Cosa si può fare mostrando solo acqua per un’ora e mezza di film? Si può innanzitutto fare una lezione di fotografia, poi si può far percepire la grandezza e la precarietà di un’intero ecosistema, e d’altra parte la fugacità minima di ogni singolo uomo sulla Terra, infine si può far comprendere come lo scioglimento dei ghiacci, l’inquinamento, il buco nell’ozono rappresentino un reale pericolo per tutti noi molto al di là di quanto possono fare le parole, troppo dette e inascoltate, ma contando piuttosto su quanto ci sia di viscerale e potente nelle immagini.
Aquarela riesce in tutto questo, senza mai rinunciare al rigore di uno sguardo oggettivo privo di commento.

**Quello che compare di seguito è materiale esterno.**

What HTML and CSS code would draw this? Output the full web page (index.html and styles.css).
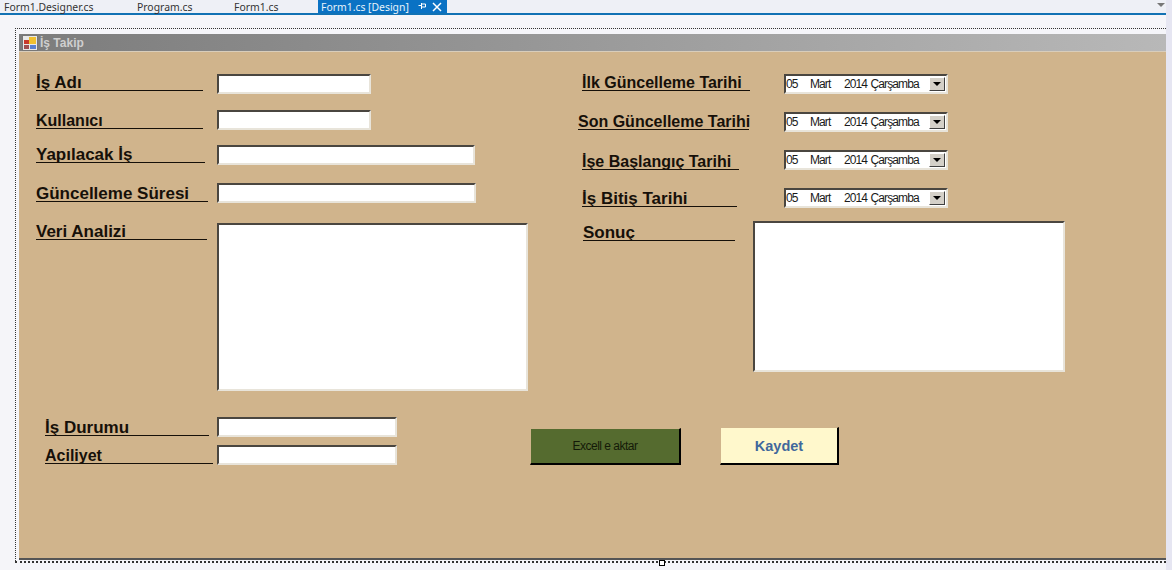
FILE: index.html
```html
<!DOCTYPE html>
<html lang="tr">
<head>
<meta charset="utf-8">
<title>Form1.cs [Design]</title>
<link rel="stylesheet" href="styles.css">
</head>
<body>
<div class="tabstrip">
  <span class="tab tab-designer">Form1.Designer.cs</span>
  <span class="tab tab-program">Program.cs</span>
  <span class="tab tab-form">Form1.cs</span>
  <span class="tab tab-active">
    <span class="tab-title">Form1.cs [Design]</span>
    <svg class="tab-icon" width="9" height="9" viewBox="0 0 9 9"><path d="M3.500 1v6M3.500 2h4v3h-4M0.500 3.500h3" fill="none" stroke="#fff"/></svg>
    <svg class="tab-icon" width="10" height="10" viewBox="0 0 10 10"><path d="M1 1l8 8M9 1l-8 8" fill="none" stroke="#fff" stroke-width="1.500"/></svg>
  </span>
  <span class="tab-menu"></span>
</div>
<div class="designer">
  <div class="selection">
    <div class="form">
      <div class="titlebar">
        <svg class="form-icon" width="16" height="16" viewBox="0 0 16 16">
          <rect x="0.500" y="0.500" width="15" height="15" fill="#e8e8e8" stroke="#777"/>
          <rect x="2" y="5" width="5" height="4" fill="#c83a2c"/>
          <rect x="7" y="2" width="7" height="7" fill="#f0c030"/>
          <rect x="2" y="10" width="5" height="4" fill="#a05050"/>
          <rect x="8" y="10" width="6" height="4" fill="#5a80d0"/>
        </svg>
        <span>İş Takip</span>
      </div>
      <div class="canvas">
        <label class="lbl l-ad">İş Adı</label>
        <input class="box f-ad" type="text">
        <label class="lbl lbl-small l-kul">Kullanıcı</label>
        <input class="box f-kul" type="text">
        <label class="lbl l-yap">Yapılacak İş</label>
        <input class="box f-yap" type="text">
        <label class="lbl l-gun">Güncelleme Süresi</label>
        <input class="box f-gun" type="text">
        <label class="lbl l-ver">Veri Analizi</label>
        <textarea class="box f-ver"></textarea>
        <label class="lbl l-dur">İş Durumu</label>
        <input class="box f-dur" type="text">
        <label class="lbl lbl-small l-aci">Aciliyet</label>
        <input class="box f-aci" type="text">

        <label class="lbl lbl-small l-ilk">İlk Güncelleme Tarihi</label>
        <div class="box date d-1"><span class="d-day">05</span><span class="d-mon">Mart</span><span>2014 Çarşamba</span><i class="drop"></i></div>
        <label class="lbl lbl-small l-son">Son Güncelleme Tarihi</label>
        <div class="box date d-2"><span class="d-day">05</span><span class="d-mon">Mart</span><span>2014 Çarşamba</span><i class="drop"></i></div>
        <label class="lbl lbl-small l-bas">İşe Başlangıç Tarihi</label>
        <div class="box date d-3"><span class="d-day">05</span><span class="d-mon">Mart</span><span>2014 Çarşamba</span><i class="drop"></i></div>
        <label class="lbl l-bit">İş Bitiş Tarihi</label>
        <div class="box date d-4"><span class="d-day">05</span><span class="d-mon">Mart</span><span>2014 Çarşamba</span><i class="drop"></i></div>
        <label class="lbl l-snc">Sonuç</label>
        <textarea class="box f-snc"></textarea>

        <button class="btn btn-excel">Excell e aktar</button>
        <button class="btn btn-save">Kaydet</button>
      </div>
    </div>
    <span class="handle"></span>
  </div>
</div>
</body>
</html>
```
FILE: styles.css
```css
html, body { margin: 0; padding: 0; }
body {
  width: 1172px;
  height: 570px;
  overflow: hidden;
  background: #e6e6f2;
  font-family: "Liberation Sans", Arial, sans-serif;
}
.tabstrip {
  position: relative;
  display: flex;
  height: 13px;
  width: 1166px;
  background: #eef0f6;
  border-bottom: 2px solid #1272b4;
  font-family: "Noto Sans", sans-serif;
  font-size: 10.4px;
  line-height: 12px;
  color: #333;
}
.tab { display: flex; align-items: center; white-space: nowrap; }
.tab-designer { margin-left: 4px; width: 133px; }
.tab-program { width: 97px; }
.tab-form { width: 84px; }
.tab-active {
  width: 129px;
  padding-left: 3px;
  box-sizing: border-box;
  background: #0a72c4;
  color: #e8f2fa;
  gap: 5px;
}
.tab-title { width: 92px; }
.tab-menu {
  position: absolute;
  right: 1px;
  top: 3px;
  border: 4px solid transparent;
  border-top: 4px solid #777;
}
.designer {
  width: 1151px;
  height: 555px;
  padding: 13px 0 0 15px;
  background: #f5f5f9;
}
.selection {
  position: relative;
  box-sizing: border-box;
  width: 1151px;
  height: 535px;
  padding: 5px 0 0 3px;
  border-top: 1px dotted #333;
  border-left: 1px dotted #333;
  border-bottom: 2px dotted #333;
}
.form {
  height: 526px;
  background: #d0b48c;
  border-bottom: 2px solid #555;
  box-sizing: border-box;
}
.titlebar {
  display: flex;
  align-items: center;
  gap: 2px;
  height: 18px;
  padding-left: 3px;
  box-sizing: border-box;
  background: linear-gradient(90deg, #7c7c7c, #b8b8b8);
  border-bottom: 1px solid #d8cdbb;
  color: #cfcfcf;
  font-size: 12px;
  font-weight: bold;
}
.canvas {
  position: relative;
  height: 506px;
}
.lbl {
  position: absolute;
  box-sizing: border-box;
  height: 20px;
  line-height: 23px;
  font-size: 17px;
  font-weight: bold;
  white-space: nowrap;
  color: #161009;
  border-bottom: 1px solid #161009;
}
.lbl-small { font-size: 16px; }
.box {
  position: absolute;
  box-sizing: border-box;
  margin: 0;
  padding: 0;
  background: #fff;
  border-style: solid;
  border-width: 2px;
  border-color: #4a4640 #e8e4da #e8e4da #4a4640;
  resize: none;
  outline: none;
  display: block;
}
.l-ad  { left: 17px; top: 19px; width: 167px; }
.l-kul { left: 17px; top: 57px; width: 167px; }
.l-yap { left: 17px; top: 91px; width: 169px; }
.l-gun { left: 17px; top: 130px; width: 172px; }
.l-ver { left: 17px; top: 168px; width: 171px; }
.l-dur { left: 26px; top: 364px; width: 164px; }
.l-aci { left: 26px; top: 392px; width: 168px; }
.l-ilk { left: 563px; top: 19px; width: 168px; }
.l-son { left: 559px; top: 58px; width: 171px; }
.l-bas { left: 563px; top: 98px; width: 157px; }
.l-bit { left: 563px; top: 135px; width: 155px; }
.l-snc { left: 564px; top: 169px; width: 152px; }

.f-ad  { left: 198px; top: 22px; width: 154px; height: 20px; }
.f-kul { left: 198px; top: 58px; width: 154px; height: 20px; }
.f-yap { left: 198px; top: 93px; width: 258px; height: 20px; }
.f-gun { left: 198px; top: 131px; width: 259px; height: 20px; }
.f-ver { left: 198px; top: 171px; width: 311px; height: 168px; }
.f-dur { left: 198px; top: 365px; width: 180px; height: 20px; }
.f-aci { left: 198px; top: 393px; width: 180px; height: 20px; }
.f-snc { left: 734px; top: 169px; width: 312px; height: 151px; }

.date {
  left: 765px;
  width: 164px;
  height: 20px;
  display: flex;
  align-items: center;
  font-size: 12px;
  letter-spacing: -0.9px;
  word-spacing: 1px;
  color: #1a1a1a;
  white-space: nowrap;
}
.d-day { width: 24px; }
.d-mon { width: 34px; }
.d-1 { top: 22px; }
.d-2 { top: 60px; }
.d-3 { top: 98px; }
.d-4 { top: 136px; }
.drop {
  position: absolute;
  right: 1px;
  top: 1px;
  width: 16px;
  height: 14px;
  box-sizing: border-box;
  background: #d4d0c8;
  border: 1px solid;
  border-color: #fff #404040 #404040 #fff;
}
.drop::after {
  content: "";
  position: absolute;
  left: 3px;
  top: 4px;
  border: 4px solid transparent;
  border-top: 4px solid #000;
  border-bottom: 0;
}
.btn {
  position: absolute;
  box-sizing: border-box;
  padding: 0;
  margin: 0;
  border-style: solid;
  border-width: 1px 2px 2px 1px;
  border-color: #d0b48c #000 #000 #d0b48c;
}
.btn-excel {
  left: 511px;
  top: 376px;
  width: 151px;
  height: 37px;
  background: #556b2f;
  color: #141a08;
  font-size: 12px;
  letter-spacing: -0.5px;
  font-family: "Liberation Sans", sans-serif;
}
.btn-save {
  left: 701px;
  top: 375px;
  width: 119px;
  height: 38px;
  background: #fff8cc;
  color: #41689c;
  font-size: 14.5px;
  font-weight: bold;
  font-family: "Liberation Sans", sans-serif;
}
.handle {
  position: absolute;
  left: 643px;
  bottom: -5px;
  width: 6px;
  height: 6px;
  box-sizing: border-box;
  background: #fff;
  border: 1px solid #000;
}
```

Non ci viene detto neppure dove ci troviamo nelle varie sequenze, soltanto di tanto in tanto una musica potente accompagna le immagini. Si parte dallo scioglimento dei ghiacci, dal recupero di alcune macchine finite nell’acqua dopo essere passate su ghiacci troppo precari. “Come vi è venuto in mente di passare di qui? – chiede una delle pochi voci che si sentono nel film – Non vedete che si sta sciogliendo?” “Di solito si scioglie tra tre settimane”, risponde l’altro, e questo è l’unico riferimento, minimo, ai cambiamenti climatici. Ma poi crollano intere pareti di ghiaccio, una barca a vela affronta la ferocia dell’Oceano. Alla fine ci troviamo in città devastate dai tifoni, con l’acqua che invade le strade, alberi caduti, vento che spazza via tutto.
Non è solo un documentario questo film, sembra piuttosto un volo mistico sulla superficie del globo terraqueo, pieno di un rispetto quasi mistico per la madre terra, oppure un accorato appello all’uomo perché salvaguardi se stesso e ciò che lo circonda. La dedica a Aleksandr Sokurov sembra alludere a tutti questi temi.